The artist painted this acrylic landscape very early in his career. It shows what an Australian settler’s home could have looked like in a bygone era.
In this painting, the artist attempted to use the ‘rule of thirds’, both vertically and horizontally. There are three distinct sections to the painting with the tank, door and front post placed at the focal points. However, the viewer’s eye is drawn to the splendid tree in the background. Short, overlapping brush strokes, applied with a flat brush, give texture to this tree, where light and shade are distinctly visible. The artist used the end of his wooden brush handle to mark in dead trunks of young trees in the distance, and grass in the mid-section.
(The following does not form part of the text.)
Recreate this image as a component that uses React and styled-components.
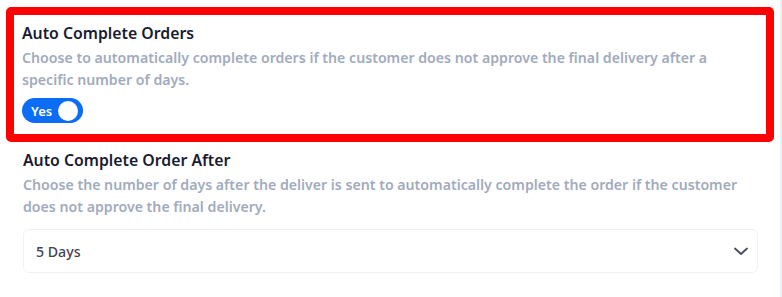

Colours are appropriately earthy and warm. Yellow provides energy to the painting. The red-brown colours of the dirt and tank harmonise with the cooler purple-blue colours on the shady side of the shack. The hazy background creates atmosphere.
The thick, long brush strokes on the textured roof suggest it is made from bark. Light flows across the roof, and shadows are cast on the red-brown earth beneath.
The mood of the painting is lonely. The scene is devoid of living creatures. Yet one can imagine the wallabies resting in the shade, on a hot, summer day, and visualise the people who once lived in the old shack, a century ago.
Acrylic on Masonite, early 1970s. (Cleaned and framed. Mild restoration.)